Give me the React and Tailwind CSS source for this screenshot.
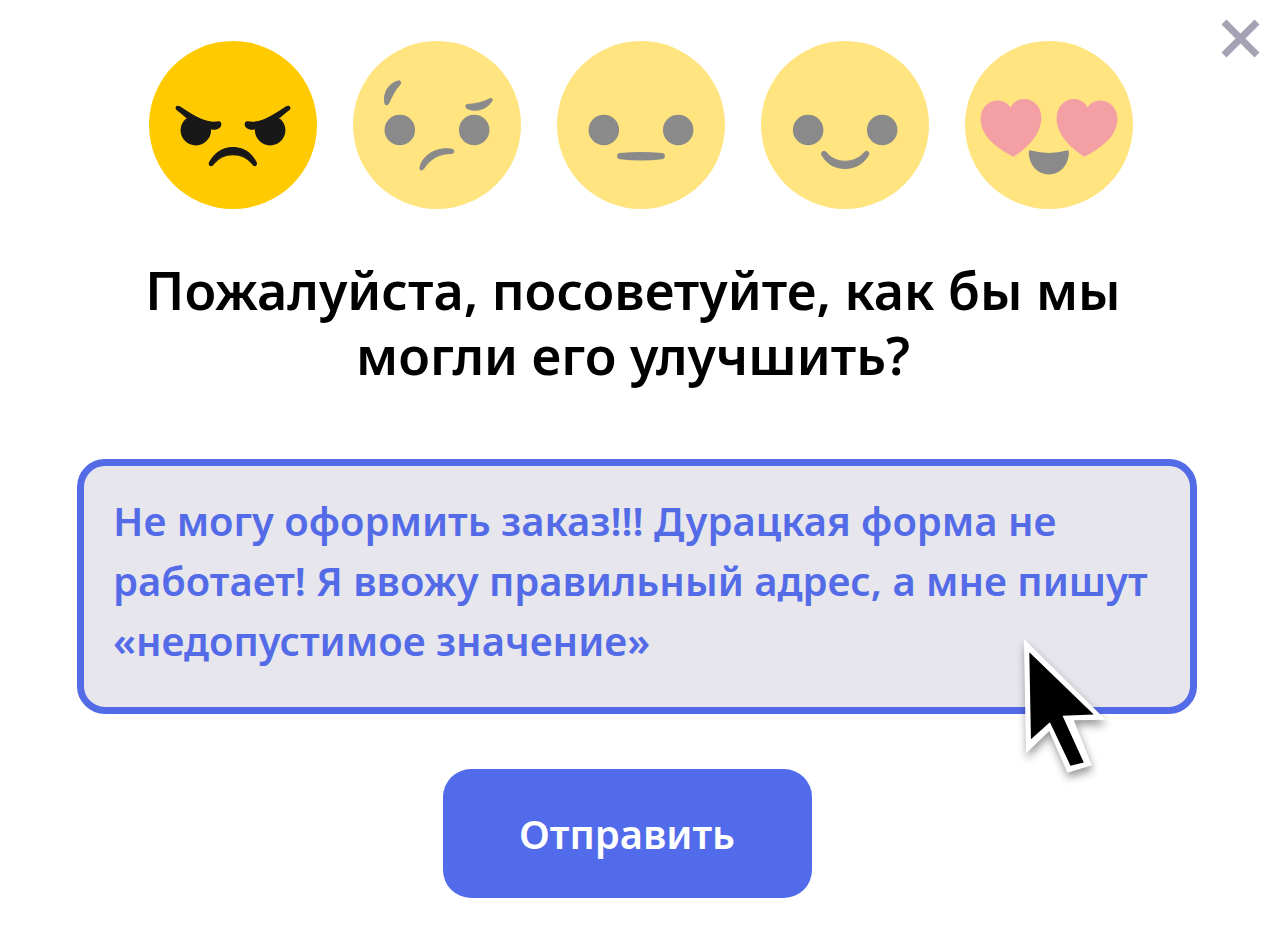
import { useState } from 'react';

const FONT = "font-['Noto_Sans','Open_Sans',sans-serif]";

function AngryFace() {
  return (
    <g transform="translate(-24 -34)" fill="#181818" stroke="#181818" strokeLinejoin="round">
      <path d="M135 268 C126 276 119 288 119 303 A46 46 0 0 0 211 302 L208 280 Z" stroke="none" />
      <path d="M419 268 C428 276 435 288 435 303 A46 46 0 0 1 343 302 L346 280 Z" stroke="none" />
      <path strokeWidth="4" d="M106 235 Q108 228 117 233 C150 255 185 278 217 279 Q228 279 233 278 Q240 277 240 286 C238 298 222 301 207 298 L160 298 L140 267 C128 256 117 247 109 241 Q105 238 106 235Z" />
      <path strokeWidth="4" d="M448 235 Q446 228 437 233 C404 255 369 278 337 279 Q326 279 321 278 Q314 277 314 286 C316 298 332 301 347 298 L394 298 L414 267 C426 256 437 247 445 241 Q449 238 448 235Z" />
      <path strokeWidth="4" d="M206 401 C222 371 246 355 277 355 C308 355 332 371 347 401 Q348 409 342 409 Q339 409 336 404 C321 385 301 376 277 376 C253 376 233 385 218 404 Q215 409 211 409 Q205 409 206 401Z" />
    </g>
  );
}

function DoubtfulFace() {
  return (
    <g transform="translate(-22 -34)" fill="#8a8a8a">
      <circle cx="163" cy="302" r="46" />
      <circle cx="387" cy="302" r="46" />
      <g stroke="#8a8a8a" strokeWidth="3" strokeLinejoin="round">
        <path d="M162 154 Q169 157 165 163 C149 181 138 202 129 223 Q125 229 119 225 C110 191 131 158 162 154Z" />
        <path d="M362 228 Q362 225 368 225 C393 224 415 218 434 208 Q441 206 442 212 C426 242 390 249 365 237 Q361 234 362 228Z" />
        <path d="M223 419 C227 383 269 351 321 360 Q328 363 326 369 Q323 374 315 373 C279 374 253 390 234 420 Q227 427 223 419Z" />
      </g>
    </g>
  );
}

function NeutralFace() {
  return (
    <g transform="translate(-20 -34)" fill="#8a8a8a">
      <circle cx="161" cy="302" r="46" />
      <circle cx="385" cy="302" r="46" />
      <path d="M201 380 Q201 372 210 371 Q273 365 336 371 Q345 372 345 380 Q345 389 336 390 Q273 398 210 390 Q201 389 201 380Z" />
    </g>
  );
}

function SmilingFace() {
  return (
    <g transform="translate(-18 -34)" fill="#8a8a8a">
      <circle cx="160" cy="302" r="46" />
      <circle cx="383" cy="302" r="46" />
      <path
        stroke="#8a8a8a"
        strokeWidth="3"
        strokeLinejoin="round"
        d="M200 375 Q201 366 208 366 Q213 366 216 371 C230 388 250 396 271 396 C293 396 313 388 328 371 Q331 366 336 366 Q343 366 343 375 C329 403 302 418 271 418 C240 418 214 403 200 375Z"
      />
    </g>
  );
}

function LovingFace() {
  return (
    <g transform="translate(-32 -34)">
      <g fill="#f49fa3">
        <path d="M178 383 C130 357 79 322 79 268 C79 214 143 195 169 234 C192 190 262 206 262 266 C262 314 224 353 178 383Z" />
        <path d="M392 383 C346 353 308 314 308 266 C308 206 378 190 401 234 C427 195 491 214 491 268 C491 322 440 357 392 383Z" />
      </g>
      <path fill="#8a8a8a" d="M224 367 Q224 362 230 364 Q285 378 339 364 Q345 362 345 367 C345 409 318 436 285 436 C252 436 224 409 224 367Z" />
    </g>
  );
}

const RATINGS = [
  { id: 'angry', label: 'Ужасно', Face: AngryFace },
  { id: 'doubtful', label: 'Плохо', Face: DoubtfulFace },
  { id: 'neutral', label: 'Нормально', Face: NeutralFace },
  { id: 'smiling', label: 'Хорошо', Face: SmilingFace },
  { id: 'loving', label: 'Отлично', Face: LovingFace },
];

function RatingRow() {
  const [selected, setSelected] = useState('angry');
  return (
    <div className="flex justify-center gap-9 pl-2">
      {RATINGS.map(({ id, label, Face }) => (
        <button
          key={id}
          type="button"
          aria-label={label}
          aria-pressed={selected === id}
          onClick={() => setSelected(id)}
          className="w-[168px] cursor-pointer rounded-full"
        >
          <svg viewBox="0 0 506 506" className="block w-full" aria-hidden="true">
            <circle cx="253" cy="253" r="253" fill={selected === id ? '#ffcb00' : '#ffe47f'} />
            <Face />
          </svg>
        </button>
      ))}
    </div>
  );
}

function Pointer() {
  return (
    <svg
      viewBox="60 40 280 440"
      className="pointer-events-none absolute right-[84px] -bottom-[66px] w-[93px] drop-shadow-[1px_5px_4px_rgba(0,0,0,0.4)]"
      aria-hidden="true"
    >
      <path fill="#fff" d="M72 55 L318 298 L222 300 L276 435 L203 458 L148 332 L78 400Z" />
      <path fill="#000" d="M88 95 L282 282 L188 286 L252 427 L212 437 L150 306 L93 357Z" />
    </svg>
  );
}

export default function App() {
  return (
    <main className={`relative min-h-screen bg-white pt-[41px] pr-[88px] pb-7 pl-[77px] ${FONT}`}>
      <button type="button" aria-label="Закрыть" className="absolute top-4 right-6 size-11 cursor-pointer">
        <svg viewBox="0 0 44 44" className="block size-full" aria-hidden="true">
          <path d="M7 6 L40 39 M40 6 L7 39" stroke="#a5a3b3" strokeWidth="7" />
        </svg>
      </button>

      <form onSubmit={(e) => e.preventDefault()}>
        <RatingRow />

        <h1 className="mt-12 pr-2 text-center text-[52px] leading-[65px] font-semibold text-black">
          <label htmlFor="advice">
            Пожалуйста, посоветуйте, как бы мы
            <br />
            могли его улучшить?
          </label>
        </h1>

        <div className="relative mt-[72px]">
          <textarea
            id="advice"
            rows={3}
            defaultValue="Не могу оформить заказ!!! Дурацкая форма не работает! Я ввожу правильный адрес, а мне пишут «недопустимое значение»"
            className="block h-[255px] w-full resize-none overflow-hidden rounded-[28px] border-[7px] border-[#546be8] bg-[#e7e6ed] px-[29px] py-[25px] text-[40px] leading-[60px] font-semibold text-[#546be8] outline-none"
          />
          <Pointer />
        </div>

        <div className="mt-[55px] flex justify-center pr-5">
          <button
            type="submit"
            className="h-[129px] w-[369px] cursor-pointer rounded-[28px] bg-[#526bea] text-[40px] font-semibold text-white"
          >
            Отправить
          </button>
        </div>
      </form>
    </main>
  );
}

********************

TASK GOAL.
Take the listing above and restate it word for word, without its pictures.

FINAL RESULT.
Give me the React and Tailwind CSS source for this screenshot.
import { useState } from 'react';

const FONT = "font-['Noto_Sans','Open_Sans',sans-serif]";

function AngryFace() {
  return (
    <g transform="translate(-24 -34)" fill="#181818" stroke="#181818" strokeLinejoin="round">
      <path d="M135 268 C126 276 119 288 119 303 A46 46 0 0 0 211 302 L208 280 Z" stroke="none" />
      <path d="M419 268 C428 276 435 288 435 303 A46 46 0 0 1 343 302 L346 280 Z" stroke="none" />
      <path strokeWidth="4" d="M106 235 Q108 228 117 233 C150 255 185 278 217 279 Q228 279 233 278 Q240 277 240 286 C238 298 222 301 207 298 L160 298 L140 267 C128 256 117 247 109 241 Q105 238 106 235Z" />
      <path strokeWidth="4" d="M448 235 Q446 228 437 233 C404 255 369 278 337 279 Q326 279 321 278 Q314 277 314 286 C316 298 332 301 347 298 L394 298 L414 267 C426 256 437 247 445 241 Q449 238 448 235Z" />
      <path strokeWidth="4" d="M206 401 C222 371 246 355 277 355 C308 355 332 371 347 401 Q348 409 342 409 Q339 409 336 404 C321 385 301 376 277 376 C253 376 233 385 218 404 Q215 409 211 409 Q205 409 206 401Z" />
    </g>
  );
}

function DoubtfulFace() {
  return (
    <g transform="translate(-22 -34)" fill="#8a8a8a">
      <circle cx="163" cy="302" r="46" />
      <circle cx="387" cy="302" r="46" />
      <g stroke="#8a8a8a" strokeWidth="3" strokeLinejoin="round">
        <path d="M162 154 Q169 157 165 163 C149 181 138 202 129 223 Q125 229 119 225 C110 191 131 158 162 154Z" />
        <path d="M362 228 Q362 225 368 225 C393 224 415 218 434 208 Q441 206 442 212 C426 242 390 249 365 237 Q361 234 362 228Z" />
        <path d="M223 419 C227 383 269 351 321 360 Q328 363 326 369 Q323 374 315 373 C279 374 253 390 234 420 Q227 427 223 419Z" />
      </g>
    </g>
  );
}

function NeutralFace() {
  return (
    <g transform="translate(-20 -34)" fill="#8a8a8a">
      <circle cx="161" cy="302" r="46" />
      <circle cx="385" cy="302" r="46" />
      <path d="M201 380 Q201 372 210 371 Q273 365 336 371 Q345 372 345 380 Q345 389 336 390 Q273 398 210 390 Q201 389 201 380Z" />
    </g>
  );
}

function SmilingFace() {
  return (
    <g transform="translate(-18 -34)" fill="#8a8a8a">
      <circle cx="160" cy="302" r="46" />
      <circle cx="383" cy="302" r="46" />
      <path
        stroke="#8a8a8a"
        strokeWidth="3"
        strokeLinejoin="round"
        d="M200 375 Q201 366 208 366 Q213 366 216 371 C230 388 250 396 271 396 C293 396 313 388 328 371 Q331 366 336 366 Q343 366 343 375 C329 403 302 418 271 418 C240 418 214 403 200 375Z"
      />
    </g>
  );
}

function LovingFace() {
  return (
    <g transform="translate(-32 -34)">
      <g fill="#f49fa3">
        <path d="M178 383 C130 357 79 322 79 268 C79 214 143 195 169 234 C192 190 262 206 262 266 C262 314 224 353 178 383Z" />
        <path d="M392 383 C346 353 308 314 308 266 C308 206 378 190 401 234 C427 195 491 214 491 268 C491 322 440 357 392 383Z" />
      </g>
      <path fill="#8a8a8a" d="M224 367 Q224 362 230 364 Q285 378 339 364 Q345 362 345 367 C345 409 318 436 285 436 C252 436 224 409 224 367Z" />
    </g>
  );
}

const RATINGS = [
  { id: 'angry', label: 'Ужасно', Face: AngryFace },
  { id: 'doubtful', label: 'Плохо', Face: DoubtfulFace },
  { id: 'neutral', label: 'Нормально', Face: NeutralFace },
  { id: 'smiling', label: 'Хорошо', Face: SmilingFace },
  { id: 'loving', label: 'Отлично', Face: LovingFace },
];

function RatingRow() {
  const [selected, setSelected] = useState('angry');
  return (
    <div className="flex justify-center gap-9 pl-2">
      {RATINGS.map(({ id, label, Face }) => (
        <button
          key={id}
          type="button"
          aria-label={label}
          aria-pressed={selected === id}
          onClick={() => setSelected(id)}
          className="w-[168px] cursor-pointer rounded-full"
        >
          <svg viewBox="0 0 506 506" className="block w-full" aria-hidden="true">
            <circle cx="253" cy="253" r="253" fill={selected === id ? '#ffcb00' : '#ffe47f'} />
            <Face />
          </svg>
        </button>
      ))}
    </div>
  );
}

function Pointer() {
  return (
    <svg
      viewBox="60 40 280 440"
      className="pointer-events-none absolute right-[84px] -bottom-[66px] w-[93px] drop-shadow-[1px_5px_4px_rgba(0,0,0,0.4)]"
      aria-hidden="true"
    >
      <path fill="#fff" d="M72 55 L318 298 L222 300 L276 435 L203 458 L148 332 L78 400Z" />
      <path fill="#000" d="M88 95 L282 282 L188 286 L252 427 L212 437 L150 306 L93 357Z" />
    </svg>
  );
}

export default function App() {
  return (
    <main className={`relative min-h-screen bg-white pt-[41px] pr-[88px] pb-7 pl-[77px] ${FONT}`}>
      <button type="button" aria-label="Закрыть" className="absolute top-4 right-6 size-11 cursor-pointer">
        <svg viewBox="0 0 44 44" className="block size-full" aria-hidden="true">
          <path d="M7 6 L40 39 M40 6 L7 39" stroke="#a5a3b3" strokeWidth="7" />
        </svg>
      </button>

      <form onSubmit={(e) => e.preventDefault()}>
        <RatingRow />

        <h1 className="mt-12 pr-2 text-center text-[52px] leading-[65px] font-semibold text-black">
          <label htmlFor="advice">
            Пожалуйста, посоветуйте, как бы мы
            <br />
            могли его улучшить?
          </label>
        </h1>

        <div className="relative mt-[72px]">
          <textarea
            id="advice"
            rows={3}
            defaultValue="Не могу оформить заказ!!! Дурацкая форма не работает! Я ввожу правильный адрес, а мне пишут «недопустимое значение»"
            className="block h-[255px] w-full resize-none overflow-hidden rounded-[28px] border-[7px] border-[#546be8] bg-[#e7e6ed] px-[29px] py-[25px] text-[40px] leading-[60px] font-semibold text-[#546be8] outline-none"
          />
          <Pointer />
        </div>

        <div className="mt-[55px] flex justify-center pr-5">
          <button
            type="submit"
            className="h-[129px] w-[369px] cursor-pointer rounded-[28px] bg-[#526bea] text-[40px] font-semibold text-white"
          >
            Отправить
          </button>
        </div>
      </form>
    </main>
  );
}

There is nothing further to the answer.